[start of Dataset extract]
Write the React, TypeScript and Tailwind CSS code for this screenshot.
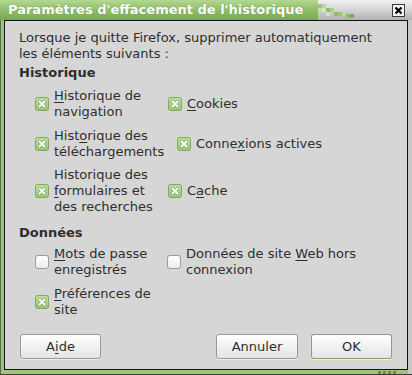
import type { ReactNode } from 'react'

const Checked = () => (
  <svg width="14" height="14" viewBox="0 0 14 14" className="shrink-0">
    <defs>
      <linearGradient id="cg" x1="0" y1="0" x2="0" y2="1">
        <stop offset="0" stopColor="#bde39a" />
        <stop offset="1" stopColor="#98c76f" />
      </linearGradient>
    </defs>
    <rect x="0.5" y="0.5" width="13" height="13" rx="2" fill="url(#cg)" stroke="#7fa962" />
    <path d="M4.5 4.5 L9.5 9.5 M9.5 4.5 L4.5 9.5" stroke="#8aa77a" strokeWidth="3.2" strokeLinecap="square" />
    <path d="M4.5 4.5 L9.5 9.5 M9.5 4.5 L4.5 9.5" stroke="#ffffff" strokeWidth="1.8" strokeLinecap="square" />
  </svg>
)

const Unchecked = () => (
  <div className="w-[14px] h-[14px] shrink-0 rounded-[3px] border border-[#9c9c9c] bg-gradient-to-b from-[#ffffff] to-[#ececec]" />
)

const Item = ({ checked, children, className = '' }: { checked: boolean; children: ReactNode; className?: string }) => (
  <div className={`flex items-center gap-[5px] ${className}`}>
    {checked ? <Checked /> : <Unchecked />}
    <span className="leading-[16px]">{children}</span>
  </div>
)

const U = ({ children }: { children: ReactNode }) => (
  <span className="underline underline-offset-[2px] decoration-1">{children}</span>
)

const TitleFade = () => {
  const blocks: [number, number, string][] = [
    [318, 4, '#9cc57a'], [322, 4, '#b9d8a0'], [326, 8, '#8fbb6a'], [330, 8, '#a9cf8c'],
    [334, 12, '#8fbb6a'], [338, 12, '#9cc57a'], [342, 12, '#b9d8a0'], [326, 12, '#cfe3c0'],
    [346, 14, '#8fbb6a'], [350, 14, '#7fae5a'], [322, 8, '#d6e6c8'], [318, 8, '#c4dcb0'],
  ]
  return (
    <svg width="40" height="20" viewBox="318 0 40 20" className="shrink-0">
      {blocks.map(([x, y, c], i) => (
        <rect key={i} x={x} y={y} width="4" height="4" fill={c} />
      ))}
    </svg>
  )
}

const Btn = ({ children, ok = false, className = '' }: { children: ReactNode; ok?: boolean; className?: string }) => (
  <div
    className={`h-[25px] flex items-center justify-center rounded-[3px] border bg-gradient-to-b from-[#ffffff] to-[#e4e4e4] text-[13px] text-[#2e2e2e] shadow-[0_1px_0_#eeeeee] ${
      ok ? 'border-[#8e9d86] border-b-[#7fa866]' : 'border-[#9a9a9a]'
    } ${className}`}
  >
    {children}
  </div>
)

export default function App() {
  return (
    <div className="w-[412px] h-[375px] flex flex-col bg-[#c4c4c4] font-['DejaVu_Sans',sans-serif] overflow-hidden">
      {/* title bar */}
      <div className="h-[20px] flex shrink-0">
        <div className="w-[318px] h-full bg-gradient-to-b from-[#b3d893] via-[#8fbd69] to-[#79a951] flex items-center pl-[8px]">
          <span className="text-white font-bold text-[13px] leading-[20px] whitespace-nowrap [text-shadow:0_0_1px_#5f8a40]">
            Paramètres d'effacement de l'historique
          </span>
        </div>
        <div className="flex-1 h-full bg-gradient-to-b from-[#f2f2f2] via-[#d4d4d4] to-[#b0b0b0] flex items-start">
          <TitleFade />
          <div className="flex-1" />
          <div className="mt-[4px] mr-[7px] w-[13px] h-[13px] border border-[#3a3a3a] bg-[#f4f4f4] flex items-center justify-center">
            <svg width="9" height="9" viewBox="0 0 9 9">
              <path d="M1.5 1.5 L7.5 7.5 M7.5 1.5 L1.5 7.5" stroke="#000" strokeWidth="2.2" />
            </svg>
          </div>
        </div>
      </div>
      {/* body */}
      <div className="flex-1 flex">
        <div className="w-[1px] bg-[#5a6e4c]" />
        <div className="w-[3px] bg-[#9cc57a]" />
        <div className="flex-1 border-t border-l border-r border-b border-[#111111] bg-[#d6d6d6] flex flex-col pl-[14px] pr-[15px] pt-[9px] pb-[10px] text-[13px] text-[#2e2e2e]">
          <div className="leading-[16px]">
            Lorsque je quitte Firefox, supprimer automatiquement
            <br />
            les éléments suivants :
          </div>
          <div className="mt-[3px] font-bold leading-[16px]">Historique</div>
          <div className="mt-[7px] ml-[16px] flex flex-col">
            <div className="flex items-center">
              <Item checked className="w-[133px]">
                <U>H</U>istorique de
                <br />
                navigation
              </Item>
              <Item checked>
                <U>C</U>ookies
              </Item>
            </div>
            <div className="flex items-center mt-[8px]">
              <Item checked className="w-[142px]">
                Hist<U>o</U>rique des
                <br />
                téléchargements
              </Item>
              <Item checked>
                Conne<U>x</U>ions actives
              </Item>
            </div>
            <div className="flex items-center mt-[7px]">
              <Item checked className="w-[133px]">
                Historique des
                <br />
                <U>f</U>ormulaires et
                <br />
                des recherches
              </Item>
              <Item checked>
                C<U>a</U>che
              </Item>
            </div>
          </div>
          <div className="mt-[10px] font-bold leading-[16px]">Données</div>
          <div className="mt-[5px] ml-[16px] flex flex-col">
            <div className="flex items-center">
              <Item checked={false} className="w-[132px]">
                <U>M</U>ots de passe
                <br />
                enregistrés
              </Item>
              <Item checked={false}>
                Données de site <U>W</U>eb hors
                <br />
                connexion
              </Item>
            </div>
            <div className="flex items-center mt-[8px]">
              <Item checked>
                <U>P</U>références de
                <br />
                site
              </Item>
            </div>
          </div>
          <div className="mt-auto flex items-center">
            <Btn className="ml-[1px] w-[81px]">
              A<U>i</U>de
            </Btn>
            <div className="flex-1" />
            <Btn className="w-[82px]">Annuler</Btn>
            <Btn ok className="ml-[13px] w-[81px]">
              OK
            </Btn>
          </div>
        </div>
        <div className="w-[4px] bg-[#c8c8c8]" />
      </div>
      {/* bottom border */}
      <div className="h-[4px] shrink-0 flex">
        <div className="w-[1px] bg-[#5a6e4c]" />
        <div className="flex-1 bg-[#9cc57a] flex items-center justify-end pr-[12px] gap-[2px]">
          <div className="w-[3px] h-[3px] bg-[#6b8b55]" />
          <div className="w-[3px] h-[3px] bg-[#6b8b55]" />
          <div className="w-[3px] h-[3px] bg-[#6b8b55]" />
          <div className="w-[3px] h-[3px] bg-[#6b8b55]" />
        </div>
        <div className="w-[4px] bg-[#c8c8c8]" />
      </div>
      <div className="h-[1px] shrink-0 bg-[#3a3a3a]" />
    </div>
  )
}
[end of Dataset extract]
Work to do: Restate the listing above word for word, and skip the pictures.

Response to the task:
Write the React, TypeScript and Tailwind CSS code for this screenshot.
import type { ReactNode } from 'react'

const Checked = () => (
  <svg width="14" height="14" viewBox="0 0 14 14" className="shrink-0">
    <defs>
      <linearGradient id="cg" x1="0" y1="0" x2="0" y2="1">
        <stop offset="0" stopColor="#bde39a" />
        <stop offset="1" stopColor="#98c76f" />
      </linearGradient>
    </defs>
    <rect x="0.5" y="0.5" width="13" height="13" rx="2" fill="url(#cg)" stroke="#7fa962" />
    <path d="M4.5 4.5 L9.5 9.5 M9.5 4.5 L4.5 9.5" stroke="#8aa77a" strokeWidth="3.2" strokeLinecap="square" />
    <path d="M4.5 4.5 L9.5 9.5 M9.5 4.5 L4.5 9.5" stroke="#ffffff" strokeWidth="1.8" strokeLinecap="square" />
  </svg>
)

const Unchecked = () => (
  <div className="w-[14px] h-[14px] shrink-0 rounded-[3px] border border-[#9c9c9c] bg-gradient-to-b from-[#ffffff] to-[#ececec]" />
)

const Item = ({ checked, children, className = '' }: { checked: boolean; children: ReactNode; className?: string }) => (
  <div className={`flex items-center gap-[5px] ${className}`}>
    {checked ? <Checked /> : <Unchecked />}
    <span className="leading-[16px]">{children}</span>
  </div>
)

const U = ({ children }: { children: ReactNode }) => (
  <span className="underline underline-offset-[2px] decoration-1">{children}</span>
)

const TitleFade = () => {
  const blocks: [number, number, string][] = [
    [318, 4, '#9cc57a'], [322, 4, '#b9d8a0'], [326, 8, '#8fbb6a'], [330, 8, '#a9cf8c'],
    [334, 12, '#8fbb6a'], [338, 12, '#9cc57a'], [342, 12, '#b9d8a0'], [326, 12, '#cfe3c0'],
    [346, 14, '#8fbb6a'], [350, 14, '#7fae5a'], [322, 8, '#d6e6c8'], [318, 8, '#c4dcb0'],
  ]
  return (
    <svg width="40" height="20" viewBox="318 0 40 20" className="shrink-0">
      {blocks.map(([x, y, c], i) => (
        <rect key={i} x={x} y={y} width="4" height="4" fill={c} />
      ))}
    </svg>
  )
}

const Btn = ({ children, ok = false, className = '' }: { children: ReactNode; ok?: boolean; className?: string }) => (
  <div
    className={`h-[25px] flex items-center justify-center rounded-[3px] border bg-gradient-to-b from-[#ffffff] to-[#e4e4e4] text-[13px] text-[#2e2e2e] shadow-[0_1px_0_#eeeeee] ${
      ok ? 'border-[#8e9d86] border-b-[#7fa866]' : 'border-[#9a9a9a]'
    } ${className}`}
  >
    {children}
  </div>
)

export default function App() {
  return (
    <div className="w-[412px] h-[375px] flex flex-col bg-[#c4c4c4] font-['DejaVu_Sans',sans-serif] overflow-hidden">
      {/* title bar */}
      <div className="h-[20px] flex shrink-0">
        <div className="w-[318px] h-full bg-gradient-to-b from-[#b3d893] via-[#8fbd69] to-[#79a951] flex items-center pl-[8px]">
          <span className="text-white font-bold text-[13px] leading-[20px] whitespace-nowrap [text-shadow:0_0_1px_#5f8a40]">
            Paramètres d'effacement de l'historique
          </span>
        </div>
        <div className="flex-1 h-full bg-gradient-to-b from-[#f2f2f2] via-[#d4d4d4] to-[#b0b0b0] flex items-start">
          <TitleFade />
          <div className="flex-1" />
          <div className="mt-[4px] mr-[7px] w-[13px] h-[13px] border border-[#3a3a3a] bg-[#f4f4f4] flex items-center justify-center">
            <svg width="9" height="9" viewBox="0 0 9 9">
              <path d="M1.5 1.5 L7.5 7.5 M7.5 1.5 L1.5 7.5" stroke="#000" strokeWidth="2.2" />
            </svg>
          </div>
        </div>
      </div>
      {/* body */}
      <div className="flex-1 flex">
        <div className="w-[1px] bg-[#5a6e4c]" />
        <div className="w-[3px] bg-[#9cc57a]" />
        <div className="flex-1 border-t border-l border-r border-b border-[#111111] bg-[#d6d6d6] flex flex-col pl-[14px] pr-[15px] pt-[9px] pb-[10px] text-[13px] text-[#2e2e2e]">
          <div className="leading-[16px]">
            Lorsque je quitte Firefox, supprimer automatiquement
            <br />
            les éléments suivants :
          </div>
          <div className="mt-[3px] font-bold leading-[16px]">Historique</div>
          <div className="mt-[7px] ml-[16px] flex flex-col">
            <div className="flex items-center">
              <Item checked className="w-[133px]">
                <U>H</U>istorique de
                <br />
                navigation
              </Item>
              <Item checked>
                <U>C</U>ookies
              </Item>
            </div>
            <div className="flex items-center mt-[8px]">
              <Item checked className="w-[142px]">
                Hist<U>o</U>rique des
                <br />
                téléchargements
              </Item>
              <Item checked>
                Conne<U>x</U>ions actives
              </Item>
            </div>
            <div className="flex items-center mt-[7px]">
              <Item checked className="w-[133px]">
                Historique des
                <br />
                <U>f</U>ormulaires et
                <br />
                des recherches
              </Item>
              <Item checked>
                C<U>a</U>che
              </Item>
            </div>
          </div>
          <div className="mt-[10px] font-bold leading-[16px]">Données</div>
          <div className="mt-[5px] ml-[16px] flex flex-col">
            <div className="flex items-center">
              <Item checked={false} className="w-[132px]">
                <U>M</U>ots de passe
                <br />
                enregistrés
              </Item>
              <Item checked={false}>
                Données de site <U>W</U>eb hors
                <br />
                connexion
              </Item>
            </div>
            <div className="flex items-center mt-[8px]">
              <Item checked>
                <U>P</U>références de
                <br />
                site
              </Item>
            </div>
          </div>
          <div className="mt-auto flex items-center">
            <Btn className="ml-[1px] w-[81px]">
              A<U>i</U>de
            </Btn>
            <div className="flex-1" />
            <Btn className="w-[82px]">Annuler</Btn>
            <Btn ok className="ml-[13px] w-[81px]">
              OK
            </Btn>
          </div>
        </div>
        <div className="w-[4px] bg-[#c8c8c8]" />
      </div>
      {/* bottom border */}
      <div className="h-[4px] shrink-0 flex">
        <div className="w-[1px] bg-[#5a6e4c]" />
        <div className="flex-1 bg-[#9cc57a] flex items-center justify-end pr-[12px] gap-[2px]">
          <div className="w-[3px] h-[3px] bg-[#6b8b55]" />
          <div className="w-[3px] h-[3px] bg-[#6b8b55]" />
          <div className="w-[3px] h-[3px] bg-[#6b8b55]" />
          <div className="w-[3px] h-[3px] bg-[#6b8b55]" />
        </div>
        <div className="w-[4px] bg-[#c8c8c8]" />
      </div>
      <div className="h-[1px] shrink-0 bg-[#3a3a3a]" />
    </div>
  )
}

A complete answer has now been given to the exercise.